Citing Evitts v. Lucey, 469 U.S. 387 (1985), Glover argues that, when the Kentucky Supreme
Court establishes a standard like it did in Harris, then it is a violation of federal due process
rights when Kentucky courts fail to follow that standard. This is not correct. Such a failure on
its own is simply a violation of state law.

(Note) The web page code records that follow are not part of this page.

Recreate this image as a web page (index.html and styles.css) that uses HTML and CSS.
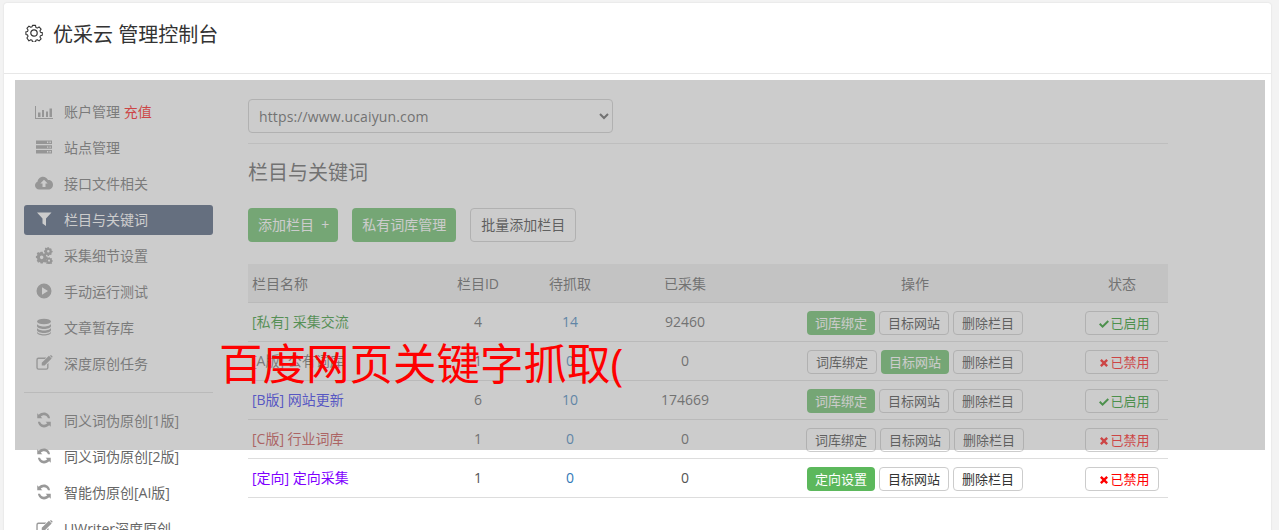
FILE: index.html
```html
<!DOCTYPE html>
<html lang="zh-CN">
<head>
    <meta charset="UTF-8">
    <meta name="viewport" content="width=device-width, initial-scale=1.0">
    <title>优采云 管理控制台</title>
    <link rel="stylesheet" href="styles.css">
</head>
<body>
    <svg class="sprite" aria-hidden="true">
        <symbol id="i-chart" viewBox="0 0 18 18"><path d="M0 4h1v12h17v1H0zM3 10.500h2.500V15H3zM7 8h2v7H7zM11 9.500h2V15h-2zM14.500 6.500H17V15h-2.500z"/></symbol>
        <symbol id="i-server" viewBox="0 0 18 18"><path fill-rule="evenodd" d="M1 2.500h16v3.500H1zM12 3.600v1.300h1.300V3.600zM14.500 3.600v1.300h1.300V3.600zM1 7.300h16v3.500H1zM12 8.400v1.300h1.300V8.400zM14.500 8.400v1.300h1.300V8.400zM1 12h16v3.500H1zM12 13.100v1.300h1.300v-1.300zM14.500 13.100v1.300h1.300v-1.300z"/></symbol>
        <symbol id="i-cloud" viewBox="0 0 18 18"><path fill-rule="evenodd" d="M4.200 15.500C1.900 15.500 0 13.800 0 11.500c0-1.700 1-3.100 2.500-3.700C2.800 5 5.200 2.800 8 2.800c2.200 0 4.100 1.300 5 3.200 2.800-.2 5 1.900 5 4.700 0 2.700-2.100 4.800-4.700 4.800zM9 5.800 5.300 9.600h2.200v3.400h3V9.600h2.200z"/></symbol>
        <symbol id="i-filter" viewBox="0 0 18 18"><path d="M2 2.500h14.500l-5.500 6V16l-3.500-2.500v-5z"/></symbol>
        <symbol id="i-cogs" viewBox="-1 -1 20 20"><path fill-rule="evenodd" d="M5.200 5.500h2.400l.3 1.500 1.100.5 1.300-.8 1.600 1.600-.8 1.300.5 1.100 1.500.3v2.400l-1.500.3-.5 1.100.8 1.300-1.600 1.500-1.300-.7-1.100.4-.3 1.100H5.200l-.3-1.100-1.100-.4-1.300.7L.9 15.100l.8-1.300-.5-1.100-1.200-.3V10l1.200-.3.5-1.100-.8-1.300 1.600-1.600 1.300.8 1.100-.5zM6.400 9.600a2 2 0 1 0 0 4 2 2 0 0 0 0-4z"/><path fill-rule="evenodd" d="M13 .5h1.600l.2 1 1 .4.800-.5 1.100 1.100-.5.800.4 1 1 .2v1.500l-1 .2-.4 1 .5.800-1.100 1.100-.8-.5-1 .4-.2 1H13l-.2-1-1-.4-.8.500-1.100-1.100.5-.8-.4-1-1-.2V3.900l1-.2.400-1-.5-.8L10.500.8l.8.500 1-.4zM13.800 3.400a1.400 1.400 0 1 0 0 2.800 1.400 1.400 0 0 0 0-2.800z"/><path fill-rule="evenodd" d="M14 11.500h1.300l.2.900.9.300.7-.4.900.9-.4.700.3.900.900.2v1.300l-.9.200-.3.900.4.700-.9.900-.7-.4-.9.300-.2.900H14l-.2-.9-.9-.3-.7.4-.9-.9.4-.7-.3-.9-.9-.2v-1.300l.9-.2.3-.9-.4-.7.9-.9.7.4.9-.3zM14.600 14a1.200 1.200 0 1 0 0 2.400 1.200 1.200 0 0 0 0-2.400z"/></symbol>
        <symbol id="i-play" viewBox="0 0 18 18"><path fill-rule="evenodd" d="M9 1.500a7.500 7.500 0 1 1 0 15 7.500 7.500 0 0 1 0-15zM7 5.300v7.400L13 9z"/></symbol>
        <symbol id="i-db" viewBox="0 0 18 18"><ellipse cx="9" cy="3.500" rx="7" ry="2.800"/><path d="M2 5.500c0 2 3.500 3 7 3s7-1 7-3V8c0 2-3.500 3-7 3S2 10 2 8zM2 9.500c0 2 3.500 3 7 3s7-1 7-3V12c0 2-3.500 3-7 3s-7-1-7-3zM2 13.300c0 2 3.500 3 7 3s7-1 7-3v1.200c0 2-3.500 3-7 3s-7-1-7-3z"/></symbol>
        <symbol id="i-edit" viewBox="-1 -1 20 20"><path d="M3 3h8.500L10 4.500H3A1 1 0 0 0 2 5.500v8.500a1 1 0 0 0 1 1h8.500a1 1 0 0 0 1-1v-3.500L14 9v5.200a2.400 2.400 0 0 1-2.400 2.300H3a2.400 2.400 0 0 1-2.500-2.300V5.500A2.400 2.400 0 0 1 3 3z"/><path d="M14.500 1 17.500 4l-7.800 7.800H6.500V8.600zM15.500 1l.8-.5c.4-.2.800-.2 1.100.1l.9.900c.3.300.3.700 0 1.100l-.6.700z"/></symbol>
        <symbol id="i-refresh" viewBox="-1 -1 20 20"><path d="M15.700 7h-2.300C12.700 5 11 3.700 9 3.700c-1.400 0-2.700.6-3.600 1.600L7.200 7H1.500V1.400l1.700 1.700C4.700 1.700 6.800.8 9 .8c3.400 0 6.300 2.600 6.700 6.200zM2.300 11h2.300c.7 2 2.400 3.300 4.400 3.300 1.400 0 2.700-.6 3.600-1.600L10.800 11h5.700v5.600l-1.700-1.700c-1.500 1.400-3.600 2.300-5.800 2.300-3.400 0-6.300-2.600-6.700-6.200z"/></symbol>
        <symbol id="i-check" viewBox="0 0 12 12"><path d="M0 6.500 1.700 4.800 4.300 7.400 10.300 1.500 12 3.200 4.300 10.800z"/></symbol>
        <symbol id="i-times" viewBox="0 0 12 12"><path d="M3.200 1.200 6 4l2.800-2.800 2 2L8 6l2.800 2.800-2 2L6 8l-2.800 2.800-2-2L4 6 1.200 3.200z"/></symbol>
    </svg>

    <div class="panel">
        <div class="panel-head">
            <svg class="gear" viewBox="0 0 18 18" fill="none" stroke="#333" stroke-width="1.200" stroke-linejoin="round">
                <path d="M7.300 1h3.400l.4 2.300 1.500.7 2-1.300 2.300 2.400-1.300 2 .6 1.500 2 .4v3l-2 .4-.6 1.500 1.300 2-2.300 2.300-2-1.300-1.500.7-.4 1.900H7.300l-.4-1.900-1.500-.7-2 1.300L1.100 15l1.300-2-.6-1.500-1.800-.4v-3l1.800-.4.600-1.500-1.300-2 2.300-2.400 2 1.300 1.500-.7z" transform="translate(.9 .5) scale(.9)"/>
                <circle cx="9" cy="9" r="3.200"/>
            </svg>
            <h3>优采云 管理控制台</h3>
        </div>

        <div class="layout">
            <ul class="side">
                <li><svg class="ico"><use href="#i-chart"/></svg>账户管理 <span class="recharge">充值</span></li>
                <li><svg class="ico"><use href="#i-server"/></svg>站点管理</li>
                <li><svg class="ico"><use href="#i-cloud"/></svg>接口文件相关</li>
                <li class="active"><svg class="ico"><use href="#i-filter"/></svg>栏目与关键词</li>
                <li><svg class="ico"><use href="#i-cogs"/></svg>采集细节设置</li>
                <li><svg class="ico"><use href="#i-play"/></svg>手动运行测试</li>
                <li><svg class="ico"><use href="#i-db"/></svg>文章暂存库</li>
                <li><svg class="ico"><use href="#i-edit"/></svg>深度原创任务</li>
                <li class="sep"></li>
                <li><svg class="ico"><use href="#i-refresh"/></svg>同义词伪原创[1版]</li>
                <li><svg class="ico"><use href="#i-refresh"/></svg>同义词伪原创[2版]</li>
                <li><svg class="ico"><use href="#i-refresh"/></svg>智能伪原创[AI版]</li>
                <li><svg class="ico"><use href="#i-edit"/></svg>UWriter深度原创</li>
            </ul>

            <div class="main">
                <select class="site">
                    <option>https://www.ucaiyun.com</option>
                </select>
                <h4>栏目与关键词</h4>
                <div class="tools">
                    <a class="btn green add">添加栏目 &nbsp;+</a>
                    <a class="btn green">私有词库管理</a>
                    <a class="btn">批量添加栏目</a>
                </div>

                <table>
                    <thead>
                        <tr>
                            <th class="name">栏目名称</th>
                            <th>栏目ID</th>
                            <th>待抓取</th>
                            <th>已采集</th>
                            <th>操作</th>
                            <th>状态</th>
                        </tr>
                    </thead>
                    <tbody>
                        <tr>
                            <td class="name c-green">[私有] 采集交流</td>
                            <td>4</td>
                            <td class="num">14</td>
                            <td>92460</td>
                            <td><div class="ops"><a class="sm green">词库绑定</a><a class="sm">目标网站</a><a class="sm">删除栏目</a></div></td>
                            <td><div class="ops"><a class="sm state on"><svg class="mark"><use href="#i-check"/></svg>已启用</a></div></td>
                        </tr>
                        <tr>
                            <td class="name c-gray">[A版] 公有词库</td>
                            <td>1</td>
                            <td class="num">0</td>
                            <td>0</td>
                            <td><div class="ops"><a class="sm">词库绑定</a><a class="sm green">目标网站</a><a class="sm">删除栏目</a></div></td>
                            <td><div class="ops"><a class="sm state off"><svg class="mark"><use href="#i-times"/></svg>已禁用</a></div></td>
                        </tr>
                        <tr>
                            <td class="name c-blue">[B版] 网站更新</td>
                            <td>6</td>
                            <td class="num">10</td>
                            <td>174669</td>
                            <td><div class="ops"><a class="sm green">词库绑定</a><a class="sm">目标网站</a><a class="sm">删除栏目</a></div></td>
                            <td><div class="ops"><a class="sm state on"><svg class="mark"><use href="#i-check"/></svg>已启用</a></div></td>
                        </tr>
                        <tr>
                            <td class="name c-brown">[C版] 行业词库</td>
                            <td>1</td>
                            <td class="num">0</td>
                            <td>0</td>
                            <td><div class="ops"><a class="sm">词库绑定</a><a class="sm">目标网站</a><a class="sm">删除栏目</a></div></td>
                            <td><div class="ops"><a class="sm state off"><svg class="mark"><use href="#i-times"/></svg>已禁用</a></div></td>
                        </tr>
                        <tr>
                            <td class="name c-purple">[定向] 定向采集</td>
                            <td>1</td>
                            <td class="num">0</td>
                            <td>0</td>
                            <td><div class="ops"><a class="sm green">定向设置</a><a class="sm">目标网站</a><a class="sm">删除栏目</a></div></td>
                            <td><div class="ops"><a class="sm state off"><svg class="mark"><use href="#i-times"/></svg>已禁用</a></div></td>
                        </tr>
                    </tbody>
                </table>
            </div>
        </div>

        <div class="shade">
            <p class="shade-text">百度网页关键字抓取(</p>
        </div>
    </div>
</body>
</html>
```

FILE: styles.css
```css
html, body {
    height: 100%;
    overflow: hidden;
}
body {
    margin: 0;
    padding: 3px 8px 0 4px;
    box-sizing: border-box;
    background-color: #f3f3f3;
    font-family: "Open Sans", "Noto Sans CJK SC", sans-serif;
    font-size: 14px;
    color: #333;
}
.sprite {
    display: none;
}
.panel {
    position: relative;
    background-color: #fff;
    border-radius: 3px;
    box-shadow: 0 0 2px rgba(0, 0, 0, 0.12);
    height: 640px;
}
.panel-head {
    display: flex;
    align-items: center;
    height: 70px;
    padding: 0 21px;
    border-bottom: 1px solid #e7e7e7;
}
.gear {
    width: 18px;
    height: 18px;
    margin: -11px 10px 0 0;
}
h3 {
    margin: -6px 0 0 0;
    font-size: 20px;
    font-weight: 400;
    line-height: 28px;
}
.layout {
    display: flex;
    gap: 35px;
    padding: 23px 0 0 20px;
}
.side {
    list-style: none;
    margin: 0;
    padding: 0;
    width: 189px;
    flex: none;
}
.side li {
    display: flex;
    align-items: center;
    height: 30px;
    padding-bottom: 2px;
    box-sizing: border-box;
    margin-bottom: 6px;
    border-radius: 3px;
    color: #666;
    white-space: pre;
}
.ico {
    width: 18px;
    height: 18px;
    margin: 0 11px;
    fill: #999;
    flex: none;
}
.side li.active {
    background-color: #3d506f;
    color: #fff;
}
.side li.active .ico {
    fill: #fff;
}
.side li.sep {
    height: 1px;
    padding: 0;
    margin: 13px 0;
    border-radius: 0;
    background-color: #ddd;
}
.recharge {
    color: #f00;
}
.main {
    width: 920px;
    flex: none;
    padding-top: 2px;
}
.site {
    display: block;
    width: 365px;
    height: 34px;
    padding: 0 6px;
    background-color: #fff;
    border: 1px solid #ccc;
    border-radius: 4px;
    font-family: inherit;
    font-size: 14px;
    letter-spacing: 0.13px;
    color: #555;
}
h4 {
    margin: 10px 0 0 0;
    padding-top: 16px;
    border-top: 1px solid #e4e4e4;
    font-size: 20px;
    font-weight: 400;
    line-height: 26px;
    color: #555;
}
.tools {
    display: flex;
    gap: 14px;
    margin-top: 22px;
}
.btn {
    display: block;
    height: 34px;
    line-height: 32px;
    padding: 0 10px;
    box-sizing: border-box;
    background-color: #fff;
    border: 1px solid #ccc;
    border-radius: 4px;
    white-space: pre;
}
.btn.green, .sm.green {
    background-color: #5cb85c;
    border: none;
    color: #fff;
}
.btn.green {
    line-height: 34px;
}
.btn.add {
    padding-right: 9px;
}
table {
    width: 920px;
    margin-top: 22px;
    border-collapse: collapse;
    table-layout: fixed;
}
th {
    height: 38px;
    padding: 0;
    background-color: #eee;
    border-bottom: 1px solid #ddd;
    font-size: 14px;
    font-weight: 400;
    color: #555;
    text-align: center;
}
th:nth-child(1) { width: 180px; }
th:nth-child(2) { width: 92px; }
th:nth-child(3) { width: 92px; }
th:nth-child(4) { width: 138px; }
th:nth-child(5) { width: 322px; }
td {
    height: 39px;
    padding: 0 0 2px 0;
    box-sizing: border-box;
    border-bottom: 1px solid #ddd;
    text-align: center;
    color: #555;
}
th.name, td.name {
    text-align: left;
    padding-left: 4px;
}
td.num {
    color: #337ab7;
}
.c-green { color: #1f8f1f; }
.c-gray { color: #666; }
.c-blue { color: #2222ee; }
.c-brown { color: #c23b3b; }
.c-purple { color: #7f00ff; }
.ops {
    display: flex;
    justify-content: center;
    gap: 4px;
    margin-top: 3px;
}
.sm {
    display: inline-block;
    height: 24px;
    line-height: 22px;
    padding: 0 8px;
    box-sizing: border-box;
    background-color: #fff;
    border: 1px solid #ccc;
    border-radius: 4px;
    font-size: 13px;
    color: #333;
    white-space: nowrap;
}
.sm.green {
    line-height: 24px;
}
.sm.state {
    padding: 0 8px 0 13px;
}
.sm.on {
    color: #0f8f0f;
}
.sm.off {
    color: #f00;
}
.mark {
    width: 10px;
    height: 10px;
    margin-right: 1px;
    vertical-align: -1px;
    fill: currentColor;
}
.shade {
    position: absolute;
    left: 11px;
    top: 77px;
    width: 1250px;
    height: 370px;
    background-color: rgba(147, 147, 147, 0.47);
}
.shade-text {
    position: absolute;
    left: 204px;
    top: 252px;
    margin: 0;
    font-size: 43.5px;
    line-height: 64px;
    color: #f00;
    white-space: nowrap;
}
```
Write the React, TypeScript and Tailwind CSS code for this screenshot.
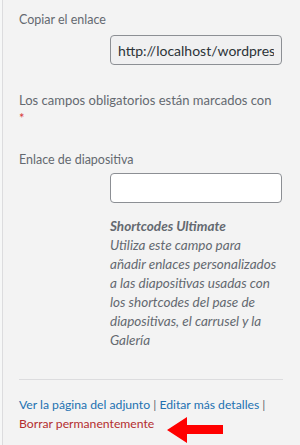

In Evitts, the Supreme Court determined that, “[e]ven if a State has no constitutional
obligation to grant criminal defendants a right to appeal, when it does establish appellate courts,
the procedures employed by those courts must satisfy the Due Process Clause.” Ohio Adult
Parole Auth. v. Woodard, 523 U.S. 272, 292 (1998); Evitts, 469 U.S. at 400-01. “Similarly, if a
State establishes postconviction proceedings, these proceedings must comport with due
process.” Ohio Adult Parole Auth., 523 U.S. at 293.
Glover does not, however, attack Kentucky’s postconviction procedures. He does not argue
that those procedures do not comport with due process. Instead, he argues that the Kentucky
courts failed to follow Kentucky common law in evaluating Taylor’s recantation. The Court
cannot grant habeas relief for any such failure.
Finally, in his objections, Glover argues that the magistrate judge applied the incorrect
standard to his claim that the Kentucky Court of Appeals violated his constitutional rights when
it determined that Taylor’s recantation did not merit a new trial. The magistrate judge analyzed
the claim under §2254(d), which prohibits the Court from granting habeas relief on any claim
“that was adjudicated on the merits in State court proceedings unless the adjudication of the
claim . . . resulted in a decision that was contrary to, or involved an unreasonable application
of, clearly established federal law as determined by the Supreme Court of the United States.”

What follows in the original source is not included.